If you think outside the box and most people are in the box then you are by definition weird.
I would think that a developer could consistently develop the same number of jobs or objects or whatever you want to call them. The idea is as these tools do more and more of the work then we need to know the number of steps it took to build this thing whether you call it a job or whatever. They used to count the number of lines of code produced. Now is more and more obscure but there is a task associated with each step.
Tools like DataStage shield you from the underlying complexity to connect to a database and insert, update or bulk load but you need to understand these concepts or what is actually happening. The idea used to be that these tools would be the great equalizer. That a bad developer would create work at the same rate as a more intelligent one. But the oposite is happening. These tools let the developer set at a conceptual level and not worry about the details. Therefore the more complex you can think the faster you can get your data from the source to the target mentally and physically.
I thought about writing a book about this. I think it would be cool to teach people how to measure work and therefore separate the good developers from the bad. This may ignore quality. Some guys work always breaks while others never break. I noticed that the level of quality is measured differently in different companies. Say you are lead with 3 or 4 devlopers. Say you are dealing with finacial data then accuracy is more important than speed. Say you are Google and you measure clicks on ads to your customers. Then you need to process millions of rows. Can you tell who in the household is clicking by what they click and change it while they are still logged in. Like a child may click on Disney where an adult might click on Ford. This may double or triple their revenue. How do they know. They build a data warehouse with DataStage PX. The first may run for days but could still save them millions because month old data is fine. Their sales cycle is annual. Google's is instant by instant.

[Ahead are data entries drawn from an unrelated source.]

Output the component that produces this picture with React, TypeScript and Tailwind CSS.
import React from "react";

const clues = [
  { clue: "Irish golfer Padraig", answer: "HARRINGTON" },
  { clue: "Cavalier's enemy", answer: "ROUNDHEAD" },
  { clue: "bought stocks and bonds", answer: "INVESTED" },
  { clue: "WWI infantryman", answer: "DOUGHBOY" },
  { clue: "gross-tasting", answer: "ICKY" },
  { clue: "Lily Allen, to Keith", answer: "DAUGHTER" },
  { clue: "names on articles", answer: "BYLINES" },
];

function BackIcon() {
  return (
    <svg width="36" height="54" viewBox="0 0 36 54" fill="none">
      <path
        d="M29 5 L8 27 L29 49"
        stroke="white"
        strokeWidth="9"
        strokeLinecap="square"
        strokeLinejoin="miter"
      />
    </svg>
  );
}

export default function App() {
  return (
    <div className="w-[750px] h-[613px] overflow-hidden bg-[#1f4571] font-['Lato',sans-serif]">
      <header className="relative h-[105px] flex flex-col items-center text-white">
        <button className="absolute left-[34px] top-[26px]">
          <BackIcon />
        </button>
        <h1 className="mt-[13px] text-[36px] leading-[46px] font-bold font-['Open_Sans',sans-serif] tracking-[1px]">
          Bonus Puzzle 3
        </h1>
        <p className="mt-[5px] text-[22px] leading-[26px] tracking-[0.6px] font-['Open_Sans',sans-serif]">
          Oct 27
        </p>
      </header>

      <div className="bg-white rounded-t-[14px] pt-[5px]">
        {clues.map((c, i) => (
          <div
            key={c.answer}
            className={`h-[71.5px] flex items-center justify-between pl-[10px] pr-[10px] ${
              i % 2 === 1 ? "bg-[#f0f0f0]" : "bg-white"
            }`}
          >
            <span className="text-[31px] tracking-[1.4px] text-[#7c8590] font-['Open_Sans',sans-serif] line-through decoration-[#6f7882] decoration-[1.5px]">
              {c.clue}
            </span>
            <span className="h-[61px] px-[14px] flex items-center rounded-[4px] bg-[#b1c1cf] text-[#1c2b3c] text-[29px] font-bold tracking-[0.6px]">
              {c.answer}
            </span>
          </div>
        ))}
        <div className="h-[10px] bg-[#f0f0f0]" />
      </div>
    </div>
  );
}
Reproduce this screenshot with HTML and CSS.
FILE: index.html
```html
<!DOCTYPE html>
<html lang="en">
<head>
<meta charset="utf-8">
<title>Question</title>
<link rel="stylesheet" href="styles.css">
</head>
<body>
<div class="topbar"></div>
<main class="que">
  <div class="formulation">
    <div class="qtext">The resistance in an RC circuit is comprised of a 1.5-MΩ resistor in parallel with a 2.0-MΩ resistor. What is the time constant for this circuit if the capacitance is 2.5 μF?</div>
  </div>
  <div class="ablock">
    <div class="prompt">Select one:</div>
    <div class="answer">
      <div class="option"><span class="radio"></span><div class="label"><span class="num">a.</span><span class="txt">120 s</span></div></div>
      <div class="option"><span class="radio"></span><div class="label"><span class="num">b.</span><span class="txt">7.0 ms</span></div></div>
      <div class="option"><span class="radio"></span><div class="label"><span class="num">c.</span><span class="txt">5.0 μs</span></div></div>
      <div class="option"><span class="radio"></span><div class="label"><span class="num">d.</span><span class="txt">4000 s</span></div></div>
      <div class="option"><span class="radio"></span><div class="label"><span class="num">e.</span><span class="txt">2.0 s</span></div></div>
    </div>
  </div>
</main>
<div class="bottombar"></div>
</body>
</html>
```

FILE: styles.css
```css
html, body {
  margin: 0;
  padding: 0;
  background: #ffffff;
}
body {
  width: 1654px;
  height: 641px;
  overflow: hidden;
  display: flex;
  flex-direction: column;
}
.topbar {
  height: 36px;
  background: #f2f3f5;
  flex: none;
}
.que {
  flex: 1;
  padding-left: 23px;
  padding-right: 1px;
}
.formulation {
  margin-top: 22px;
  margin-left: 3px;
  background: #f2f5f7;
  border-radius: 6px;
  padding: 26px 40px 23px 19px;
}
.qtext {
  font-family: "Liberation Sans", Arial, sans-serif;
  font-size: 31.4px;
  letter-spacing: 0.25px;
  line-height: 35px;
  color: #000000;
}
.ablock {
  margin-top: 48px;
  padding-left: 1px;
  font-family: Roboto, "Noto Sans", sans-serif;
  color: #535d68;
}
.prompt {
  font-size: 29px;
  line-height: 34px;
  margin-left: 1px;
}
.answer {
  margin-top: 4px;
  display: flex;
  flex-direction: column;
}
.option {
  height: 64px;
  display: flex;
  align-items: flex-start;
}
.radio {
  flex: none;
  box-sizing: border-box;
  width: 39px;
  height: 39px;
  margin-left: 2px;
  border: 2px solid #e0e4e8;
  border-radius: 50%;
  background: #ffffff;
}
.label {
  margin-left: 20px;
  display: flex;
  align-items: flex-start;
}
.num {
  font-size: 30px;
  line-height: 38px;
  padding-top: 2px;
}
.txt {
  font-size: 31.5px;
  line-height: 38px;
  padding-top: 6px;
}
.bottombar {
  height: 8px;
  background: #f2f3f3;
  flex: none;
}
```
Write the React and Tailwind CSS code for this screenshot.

How do you measure your work? How do know you are faster or slower than the developer next to you. I had a guy ask me why I got paid more than he did. I asked him why he wanted to know. He said we both did the same thing, "DataStage". I just said "Oh really".
I just automated a process which built 80 jobs because they were straight table copies. It took me 6 hours to write and it ran in 40 seconds. How many of you have written 80 jobs in 6 hours? I did a similar thing at the last job. We snowfalked a dimension to speed up the ETL and MicroStrategy. One dimension became 12. I had the transformation rules in a table used to evaluate metadata. We had 4 jobs per table load including a sequence. I wrote a process to generate all 4 jobs in about 4 days. 3 out of the 4 jobs will compile straight up. The forth takes a few minutes to fix the constraints. It genrated all 48 jobs in a few minutes.
I was talking to a guy about the html documentation that we generate. It took him 3 days to document one job. The documentation in DwNav and in JobReport was better and could document the whole project in minutes or seconds. They were told not to use these tools because they wanted to bill the hours. I said if the customer finds out then they should be upset. It cost them a lot of money for a poor quality document but never knew how to measure the work being done. Most work is measured from a gut feeling. It feels like Kim does good work but I am not sure. It seems like Kim is organized but I am not sure. This is how most businesses run today. They have no idea if I am better or worse than the guy next to me. He seems to get more work done.
Hopefully the whole team is more productive when I am around. That is my goal. If I never explain how or why I do things the way I do then that is okay. I know the two Craigs from Denver do it the same way. Ohers get it besides my friends respect me. That is all I need to motivate me.
If you think outside the box and most people are in the box then you are by definition weird.